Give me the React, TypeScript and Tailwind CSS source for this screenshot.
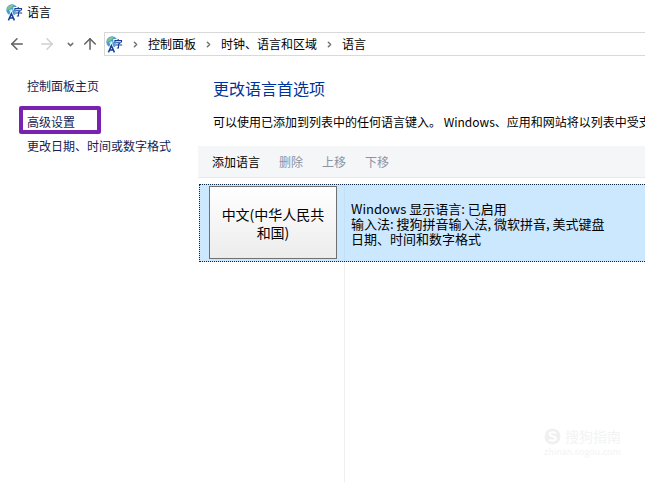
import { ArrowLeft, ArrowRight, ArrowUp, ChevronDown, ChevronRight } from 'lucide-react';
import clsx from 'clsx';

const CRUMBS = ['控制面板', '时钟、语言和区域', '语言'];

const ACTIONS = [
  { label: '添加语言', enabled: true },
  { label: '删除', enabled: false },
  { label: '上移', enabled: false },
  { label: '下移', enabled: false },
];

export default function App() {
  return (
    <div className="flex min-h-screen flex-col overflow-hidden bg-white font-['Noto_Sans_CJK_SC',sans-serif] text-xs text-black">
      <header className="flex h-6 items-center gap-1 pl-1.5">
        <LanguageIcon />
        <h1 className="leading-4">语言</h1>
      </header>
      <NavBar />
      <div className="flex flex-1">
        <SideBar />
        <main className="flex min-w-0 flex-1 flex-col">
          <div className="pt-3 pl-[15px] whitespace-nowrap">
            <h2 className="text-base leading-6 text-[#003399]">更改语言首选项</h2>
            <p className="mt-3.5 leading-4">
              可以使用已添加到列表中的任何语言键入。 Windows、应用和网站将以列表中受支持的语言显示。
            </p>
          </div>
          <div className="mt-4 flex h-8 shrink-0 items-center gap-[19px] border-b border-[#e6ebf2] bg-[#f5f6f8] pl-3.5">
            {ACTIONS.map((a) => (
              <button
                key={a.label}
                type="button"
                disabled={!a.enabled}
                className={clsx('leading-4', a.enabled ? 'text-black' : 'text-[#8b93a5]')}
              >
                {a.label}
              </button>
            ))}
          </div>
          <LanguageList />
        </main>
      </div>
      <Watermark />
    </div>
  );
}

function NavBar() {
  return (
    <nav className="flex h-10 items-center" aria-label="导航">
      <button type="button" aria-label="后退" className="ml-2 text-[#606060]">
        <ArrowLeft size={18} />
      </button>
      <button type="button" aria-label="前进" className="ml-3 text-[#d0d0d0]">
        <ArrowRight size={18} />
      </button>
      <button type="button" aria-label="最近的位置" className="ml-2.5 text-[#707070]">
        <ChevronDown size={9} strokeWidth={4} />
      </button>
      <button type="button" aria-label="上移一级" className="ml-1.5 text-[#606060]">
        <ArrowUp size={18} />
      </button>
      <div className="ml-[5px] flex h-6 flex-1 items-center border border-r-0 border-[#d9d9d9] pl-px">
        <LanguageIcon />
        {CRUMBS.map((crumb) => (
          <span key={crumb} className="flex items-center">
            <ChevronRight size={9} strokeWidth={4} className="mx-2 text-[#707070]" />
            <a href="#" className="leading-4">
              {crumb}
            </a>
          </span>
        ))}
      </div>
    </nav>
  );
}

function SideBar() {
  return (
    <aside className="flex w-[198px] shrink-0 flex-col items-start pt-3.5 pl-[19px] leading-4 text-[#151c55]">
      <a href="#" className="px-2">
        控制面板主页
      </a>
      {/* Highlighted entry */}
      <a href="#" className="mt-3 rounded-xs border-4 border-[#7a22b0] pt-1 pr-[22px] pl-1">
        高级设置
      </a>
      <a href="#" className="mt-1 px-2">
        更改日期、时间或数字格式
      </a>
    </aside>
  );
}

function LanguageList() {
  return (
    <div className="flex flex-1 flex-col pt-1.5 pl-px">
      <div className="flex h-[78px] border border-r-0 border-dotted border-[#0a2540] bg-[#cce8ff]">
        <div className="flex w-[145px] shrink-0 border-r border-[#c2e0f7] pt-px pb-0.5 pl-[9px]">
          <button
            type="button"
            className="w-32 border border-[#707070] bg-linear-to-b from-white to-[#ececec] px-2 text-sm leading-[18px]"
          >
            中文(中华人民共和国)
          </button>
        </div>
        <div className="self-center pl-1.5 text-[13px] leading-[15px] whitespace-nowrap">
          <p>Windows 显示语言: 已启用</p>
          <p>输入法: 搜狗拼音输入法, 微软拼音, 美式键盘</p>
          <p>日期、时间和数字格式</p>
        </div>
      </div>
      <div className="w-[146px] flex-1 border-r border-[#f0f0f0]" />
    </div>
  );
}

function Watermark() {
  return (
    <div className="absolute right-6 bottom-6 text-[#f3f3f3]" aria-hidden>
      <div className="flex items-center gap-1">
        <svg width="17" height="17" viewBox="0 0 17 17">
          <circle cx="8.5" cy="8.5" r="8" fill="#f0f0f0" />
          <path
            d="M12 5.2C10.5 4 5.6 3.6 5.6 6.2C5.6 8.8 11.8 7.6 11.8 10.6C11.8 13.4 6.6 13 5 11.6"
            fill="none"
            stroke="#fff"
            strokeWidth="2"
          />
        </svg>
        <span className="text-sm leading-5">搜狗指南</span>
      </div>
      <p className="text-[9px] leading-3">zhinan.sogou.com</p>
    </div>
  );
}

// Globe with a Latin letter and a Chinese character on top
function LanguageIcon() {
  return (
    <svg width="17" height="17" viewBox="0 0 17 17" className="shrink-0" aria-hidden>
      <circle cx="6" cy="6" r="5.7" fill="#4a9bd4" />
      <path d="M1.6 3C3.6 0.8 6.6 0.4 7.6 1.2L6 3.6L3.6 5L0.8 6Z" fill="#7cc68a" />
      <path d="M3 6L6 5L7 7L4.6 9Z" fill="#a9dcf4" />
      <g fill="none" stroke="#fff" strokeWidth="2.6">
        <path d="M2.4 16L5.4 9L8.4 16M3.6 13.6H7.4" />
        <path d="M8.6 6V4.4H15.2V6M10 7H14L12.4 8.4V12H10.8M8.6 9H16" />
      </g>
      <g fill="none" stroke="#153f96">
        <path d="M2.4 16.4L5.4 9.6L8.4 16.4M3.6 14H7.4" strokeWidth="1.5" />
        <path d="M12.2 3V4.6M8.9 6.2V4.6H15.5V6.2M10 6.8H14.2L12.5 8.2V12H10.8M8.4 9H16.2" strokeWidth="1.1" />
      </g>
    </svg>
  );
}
====================
▶ Prompt: Reproduce the data verbatim. Do not carry any picture into the copy.

▶ Solution to the problem:
Give me the React, TypeScript and Tailwind CSS source for this screenshot.
import { ArrowLeft, ArrowRight, ArrowUp, ChevronDown, ChevronRight } from 'lucide-react';
import clsx from 'clsx';

const CRUMBS = ['控制面板', '时钟、语言和区域', '语言'];

const ACTIONS = [
  { label: '添加语言', enabled: true },
  { label: '删除', enabled: false },
  { label: '上移', enabled: false },
  { label: '下移', enabled: false },
];

export default function App() {
  return (
    <div className="flex min-h-screen flex-col overflow-hidden bg-white font-['Noto_Sans_CJK_SC',sans-serif] text-xs text-black">
      <header className="flex h-6 items-center gap-1 pl-1.5">
        <LanguageIcon />
        <h1 className="leading-4">语言</h1>
      </header>
      <NavBar />
      <div className="flex flex-1">
        <SideBar />
        <main className="flex min-w-0 flex-1 flex-col">
          <div className="pt-3 pl-[15px] whitespace-nowrap">
            <h2 className="text-base leading-6 text-[#003399]">更改语言首选项</h2>
            <p className="mt-3.5 leading-4">
              可以使用已添加到列表中的任何语言键入。 Windows、应用和网站将以列表中受支持的语言显示。
            </p>
          </div>
          <div className="mt-4 flex h-8 shrink-0 items-center gap-[19px] border-b border-[#e6ebf2] bg-[#f5f6f8] pl-3.5">
            {ACTIONS.map((a) => (
              <button
                key={a.label}
                type="button"
                disabled={!a.enabled}
                className={clsx('leading-4', a.enabled ? 'text-black' : 'text-[#8b93a5]')}
              >
                {a.label}
              </button>
            ))}
          </div>
          <LanguageList />
        </main>
      </div>
      <Watermark />
    </div>
  );
}

function NavBar() {
  return (
    <nav className="flex h-10 items-center" aria-label="导航">
      <button type="button" aria-label="后退" className="ml-2 text-[#606060]">
        <ArrowLeft size={18} />
      </button>
      <button type="button" aria-label="前进" className="ml-3 text-[#d0d0d0]">
        <ArrowRight size={18} />
      </button>
      <button type="button" aria-label="最近的位置" className="ml-2.5 text-[#707070]">
        <ChevronDown size={9} strokeWidth={4} />
      </button>
      <button type="button" aria-label="上移一级" className="ml-1.5 text-[#606060]">
        <ArrowUp size={18} />
      </button>
      <div className="ml-[5px] flex h-6 flex-1 items-center border border-r-0 border-[#d9d9d9] pl-px">
        <LanguageIcon />
        {CRUMBS.map((crumb) => (
          <span key={crumb} className="flex items-center">
            <ChevronRight size={9} strokeWidth={4} className="mx-2 text-[#707070]" />
            <a href="#" className="leading-4">
              {crumb}
            </a>
          </span>
        ))}
      </div>
    </nav>
  );
}

function SideBar() {
  return (
    <aside className="flex w-[198px] shrink-0 flex-col items-start pt-3.5 pl-[19px] leading-4 text-[#151c55]">
      <a href="#" className="px-2">
        控制面板主页
      </a>
      {/* Highlighted entry */}
      <a href="#" className="mt-3 rounded-xs border-4 border-[#7a22b0] pt-1 pr-[22px] pl-1">
        高级设置
      </a>
      <a href="#" className="mt-1 px-2">
        更改日期、时间或数字格式
      </a>
    </aside>
  );
}

function LanguageList() {
  return (
    <div className="flex flex-1 flex-col pt-1.5 pl-px">
      <div className="flex h-[78px] border border-r-0 border-dotted border-[#0a2540] bg-[#cce8ff]">
        <div className="flex w-[145px] shrink-0 border-r border-[#c2e0f7] pt-px pb-0.5 pl-[9px]">
          <button
            type="button"
            className="w-32 border border-[#707070] bg-linear-to-b from-white to-[#ececec] px-2 text-sm leading-[18px]"
          >
            中文(中华人民共和国)
          </button>
        </div>
        <div className="self-center pl-1.5 text-[13px] leading-[15px] whitespace-nowrap">
          <p>Windows 显示语言: 已启用</p>
          <p>输入法: 搜狗拼音输入法, 微软拼音, 美式键盘</p>
          <p>日期、时间和数字格式</p>
        </div>
      </div>
      <div className="w-[146px] flex-1 border-r border-[#f0f0f0]" />
    </div>
  );
}

function Watermark() {
  return (
    <div className="absolute right-6 bottom-6 text-[#f3f3f3]" aria-hidden>
      <div className="flex items-center gap-1">
        <svg width="17" height="17" viewBox="0 0 17 17">
          <circle cx="8.5" cy="8.5" r="8" fill="#f0f0f0" />
          <path
            d="M12 5.2C10.5 4 5.6 3.6 5.6 6.2C5.6 8.8 11.8 7.6 11.8 10.6C11.8 13.4 6.6 13 5 11.6"
            fill="none"
            stroke="#fff"
            strokeWidth="2"
          />
        </svg>
        <span className="text-sm leading-5">搜狗指南</span>
      </div>
      <p className="text-[9px] leading-3">zhinan.sogou.com</p>
    </div>
  );
}

// Globe with a Latin letter and a Chinese character on top
function LanguageIcon() {
  return (
    <svg width="17" height="17" viewBox="0 0 17 17" className="shrink-0" aria-hidden>
      <circle cx="6" cy="6" r="5.7" fill="#4a9bd4" />
      <path d="M1.6 3C3.6 0.8 6.6 0.4 7.6 1.2L6 3.6L3.6 5L0.8 6Z" fill="#7cc68a" />
      <path d="M3 6L6 5L7 7L4.6 9Z" fill="#a9dcf4" />
      <g fill="none" stroke="#fff" strokeWidth="2.6">
        <path d="M2.4 16L5.4 9L8.4 16M3.6 13.6H7.4" />
        <path d="M8.6 6V4.4H15.2V6M10 7H14L12.4 8.4V12H10.8M8.6 9H16" />
      </g>
      <g fill="none" stroke="#153f96">
        <path d="M2.4 16.4L5.4 9.6L8.4 16.4M3.6 14H7.4" strokeWidth="1.5" />
        <path d="M12.2 3V4.6M8.9 6.2V4.6H15.5V6.2M10 6.8H14.2L12.5 8.2V12H10.8M8.4 9H16.2" strokeWidth="1.1" />
      </g>
    </svg>
  );
}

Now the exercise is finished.